The steering is an old fashioned hydraulic unit which makes the heavy vehicle difficult to park, but on the move, there is not much to complain about for normal use. But there is some noticeable play at any given speed. Additionally, at higher speeds, the steering actually becomes lighter and there is very little feedback that can lead to hairy situations on the highway. The ride is fairly comfortable and the Crysta moves along well when cruising. But using old fashioned utility vehicle underpinnings, it can be bumpy on uneven roads, and choppy on broken roads. But, thanks to the way the suspension is set up, the bumps do not make the ride uncomfortable, however, the bumpiness can become an issue for the third-row passengers on long journeys.
The Innova has built a reputation of being a no-nonsense, comfortable, value for money and an easy to maintain vehicle with bulletproof reliability ever since it arrived. While many have tried to dethrone the Innova, most have failed to make any significant dent. The Innova Crysta may not offer all the thrills and frills that its modern counterparts do, but it’s not designed for that purpose.

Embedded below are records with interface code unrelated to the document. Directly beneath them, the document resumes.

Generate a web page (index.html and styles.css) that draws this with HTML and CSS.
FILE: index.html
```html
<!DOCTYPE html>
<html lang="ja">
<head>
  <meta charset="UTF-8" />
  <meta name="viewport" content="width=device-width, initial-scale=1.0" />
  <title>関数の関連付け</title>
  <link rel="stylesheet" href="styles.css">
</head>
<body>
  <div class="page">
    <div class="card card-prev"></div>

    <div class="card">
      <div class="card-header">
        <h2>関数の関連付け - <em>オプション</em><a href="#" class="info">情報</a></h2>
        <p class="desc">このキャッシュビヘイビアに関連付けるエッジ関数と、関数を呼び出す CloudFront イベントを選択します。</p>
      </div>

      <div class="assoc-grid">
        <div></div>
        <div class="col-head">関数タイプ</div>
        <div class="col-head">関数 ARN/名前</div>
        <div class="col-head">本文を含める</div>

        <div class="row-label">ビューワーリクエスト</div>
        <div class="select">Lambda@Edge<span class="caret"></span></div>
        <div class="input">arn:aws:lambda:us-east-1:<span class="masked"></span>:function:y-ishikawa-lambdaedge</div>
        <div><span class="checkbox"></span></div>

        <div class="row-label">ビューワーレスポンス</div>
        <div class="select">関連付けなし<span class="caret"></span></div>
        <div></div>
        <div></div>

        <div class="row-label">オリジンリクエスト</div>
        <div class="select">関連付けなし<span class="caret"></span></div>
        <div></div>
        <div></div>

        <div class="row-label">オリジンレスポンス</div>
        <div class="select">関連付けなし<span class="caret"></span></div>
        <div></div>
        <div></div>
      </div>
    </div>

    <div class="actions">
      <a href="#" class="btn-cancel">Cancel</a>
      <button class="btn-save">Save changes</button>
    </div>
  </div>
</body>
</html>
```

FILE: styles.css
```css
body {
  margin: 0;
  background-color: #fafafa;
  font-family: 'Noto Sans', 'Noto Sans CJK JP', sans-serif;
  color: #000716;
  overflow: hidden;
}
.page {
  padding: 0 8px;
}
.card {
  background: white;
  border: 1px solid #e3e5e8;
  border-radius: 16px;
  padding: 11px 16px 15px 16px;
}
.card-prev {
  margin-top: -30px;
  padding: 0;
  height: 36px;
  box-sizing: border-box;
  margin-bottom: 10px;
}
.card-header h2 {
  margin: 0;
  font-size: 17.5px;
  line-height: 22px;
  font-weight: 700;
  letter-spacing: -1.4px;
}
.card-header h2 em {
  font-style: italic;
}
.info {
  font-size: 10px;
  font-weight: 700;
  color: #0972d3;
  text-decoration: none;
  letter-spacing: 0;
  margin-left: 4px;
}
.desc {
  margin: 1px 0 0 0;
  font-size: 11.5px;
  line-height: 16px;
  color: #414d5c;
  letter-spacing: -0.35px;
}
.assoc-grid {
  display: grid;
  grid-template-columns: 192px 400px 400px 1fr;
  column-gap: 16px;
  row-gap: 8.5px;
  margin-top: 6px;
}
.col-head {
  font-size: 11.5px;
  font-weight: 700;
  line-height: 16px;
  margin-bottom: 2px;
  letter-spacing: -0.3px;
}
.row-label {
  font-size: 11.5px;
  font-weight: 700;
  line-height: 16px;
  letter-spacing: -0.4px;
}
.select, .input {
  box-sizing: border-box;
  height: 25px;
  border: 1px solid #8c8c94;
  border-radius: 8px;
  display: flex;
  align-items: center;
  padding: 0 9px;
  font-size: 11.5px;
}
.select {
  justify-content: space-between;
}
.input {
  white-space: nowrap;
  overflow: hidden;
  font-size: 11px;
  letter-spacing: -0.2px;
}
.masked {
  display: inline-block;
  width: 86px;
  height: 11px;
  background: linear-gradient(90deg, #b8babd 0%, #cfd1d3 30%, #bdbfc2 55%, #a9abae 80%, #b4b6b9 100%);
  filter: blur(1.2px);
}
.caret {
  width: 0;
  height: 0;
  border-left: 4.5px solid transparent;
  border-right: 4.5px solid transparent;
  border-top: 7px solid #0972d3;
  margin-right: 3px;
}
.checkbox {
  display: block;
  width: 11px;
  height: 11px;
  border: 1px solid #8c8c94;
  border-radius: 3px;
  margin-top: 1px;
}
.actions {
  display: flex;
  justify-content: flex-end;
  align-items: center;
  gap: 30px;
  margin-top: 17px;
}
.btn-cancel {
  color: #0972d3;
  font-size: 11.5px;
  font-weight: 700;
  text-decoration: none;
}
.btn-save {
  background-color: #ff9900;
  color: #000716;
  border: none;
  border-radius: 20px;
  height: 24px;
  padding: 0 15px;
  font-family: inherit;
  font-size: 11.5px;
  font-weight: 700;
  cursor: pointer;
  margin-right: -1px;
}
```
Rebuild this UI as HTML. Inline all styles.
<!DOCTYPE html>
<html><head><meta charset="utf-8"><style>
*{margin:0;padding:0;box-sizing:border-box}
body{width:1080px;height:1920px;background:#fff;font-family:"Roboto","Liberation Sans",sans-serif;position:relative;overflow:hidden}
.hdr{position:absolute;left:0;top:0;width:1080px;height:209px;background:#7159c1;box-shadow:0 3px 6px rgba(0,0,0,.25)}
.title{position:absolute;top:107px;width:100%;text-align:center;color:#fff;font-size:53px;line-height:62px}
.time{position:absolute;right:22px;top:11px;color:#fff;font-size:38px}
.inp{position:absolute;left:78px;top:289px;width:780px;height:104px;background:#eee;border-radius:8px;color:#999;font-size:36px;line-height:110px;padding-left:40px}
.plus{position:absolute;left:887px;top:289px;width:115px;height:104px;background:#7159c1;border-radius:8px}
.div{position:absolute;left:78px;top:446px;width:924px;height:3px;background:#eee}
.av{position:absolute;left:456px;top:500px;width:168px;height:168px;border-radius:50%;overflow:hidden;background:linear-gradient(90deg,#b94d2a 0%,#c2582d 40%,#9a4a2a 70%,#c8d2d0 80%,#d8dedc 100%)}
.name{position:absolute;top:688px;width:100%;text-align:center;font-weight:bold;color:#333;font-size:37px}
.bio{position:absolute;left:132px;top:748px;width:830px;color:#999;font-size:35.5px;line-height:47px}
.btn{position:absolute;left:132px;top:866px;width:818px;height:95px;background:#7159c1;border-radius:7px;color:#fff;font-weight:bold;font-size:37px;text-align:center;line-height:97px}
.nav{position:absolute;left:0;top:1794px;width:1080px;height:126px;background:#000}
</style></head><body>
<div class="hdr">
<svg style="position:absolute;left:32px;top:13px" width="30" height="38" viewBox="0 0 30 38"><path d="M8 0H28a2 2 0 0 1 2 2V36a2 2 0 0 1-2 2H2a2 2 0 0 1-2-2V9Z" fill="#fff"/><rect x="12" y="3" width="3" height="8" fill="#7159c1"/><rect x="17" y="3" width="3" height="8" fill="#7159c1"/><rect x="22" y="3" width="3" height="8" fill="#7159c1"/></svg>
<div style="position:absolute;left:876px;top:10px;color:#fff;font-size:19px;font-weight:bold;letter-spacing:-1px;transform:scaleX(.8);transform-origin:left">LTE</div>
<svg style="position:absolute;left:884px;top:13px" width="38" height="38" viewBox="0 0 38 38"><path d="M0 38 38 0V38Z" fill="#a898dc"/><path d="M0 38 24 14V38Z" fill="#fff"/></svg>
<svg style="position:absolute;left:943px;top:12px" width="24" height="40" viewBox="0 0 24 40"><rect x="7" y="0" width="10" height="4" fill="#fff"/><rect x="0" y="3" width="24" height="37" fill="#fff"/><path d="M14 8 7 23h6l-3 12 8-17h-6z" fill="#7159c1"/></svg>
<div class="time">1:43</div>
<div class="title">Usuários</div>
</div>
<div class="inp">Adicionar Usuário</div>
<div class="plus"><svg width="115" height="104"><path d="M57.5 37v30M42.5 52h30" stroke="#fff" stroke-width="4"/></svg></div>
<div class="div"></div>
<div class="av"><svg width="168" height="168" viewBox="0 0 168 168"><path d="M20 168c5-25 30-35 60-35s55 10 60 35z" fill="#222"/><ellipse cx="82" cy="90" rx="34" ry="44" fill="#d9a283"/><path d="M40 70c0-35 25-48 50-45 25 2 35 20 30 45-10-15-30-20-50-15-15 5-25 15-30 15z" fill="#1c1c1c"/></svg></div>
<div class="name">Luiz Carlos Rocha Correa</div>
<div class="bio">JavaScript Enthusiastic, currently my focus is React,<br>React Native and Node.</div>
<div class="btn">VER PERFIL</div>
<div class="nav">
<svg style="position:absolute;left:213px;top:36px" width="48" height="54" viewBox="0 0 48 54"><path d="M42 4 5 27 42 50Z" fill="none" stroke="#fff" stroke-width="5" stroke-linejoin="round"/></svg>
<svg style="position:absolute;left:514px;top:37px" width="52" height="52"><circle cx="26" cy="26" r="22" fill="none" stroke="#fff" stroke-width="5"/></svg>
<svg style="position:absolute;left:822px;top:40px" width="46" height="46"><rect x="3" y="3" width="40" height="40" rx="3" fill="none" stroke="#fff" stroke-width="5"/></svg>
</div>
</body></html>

Its predominant purpose is to be a workhorse, and it does the job as intended and perfectly. That said, the asking price for the Innova is pretty steep for the top of the range models. Some creature comfort features could have been thrown in to make the deal a little easier to digest. But if it’s undisputed mechanical robustness you are after, you would be hard-pressed to find a rival that can match the might of the Toyota Innova Crysta.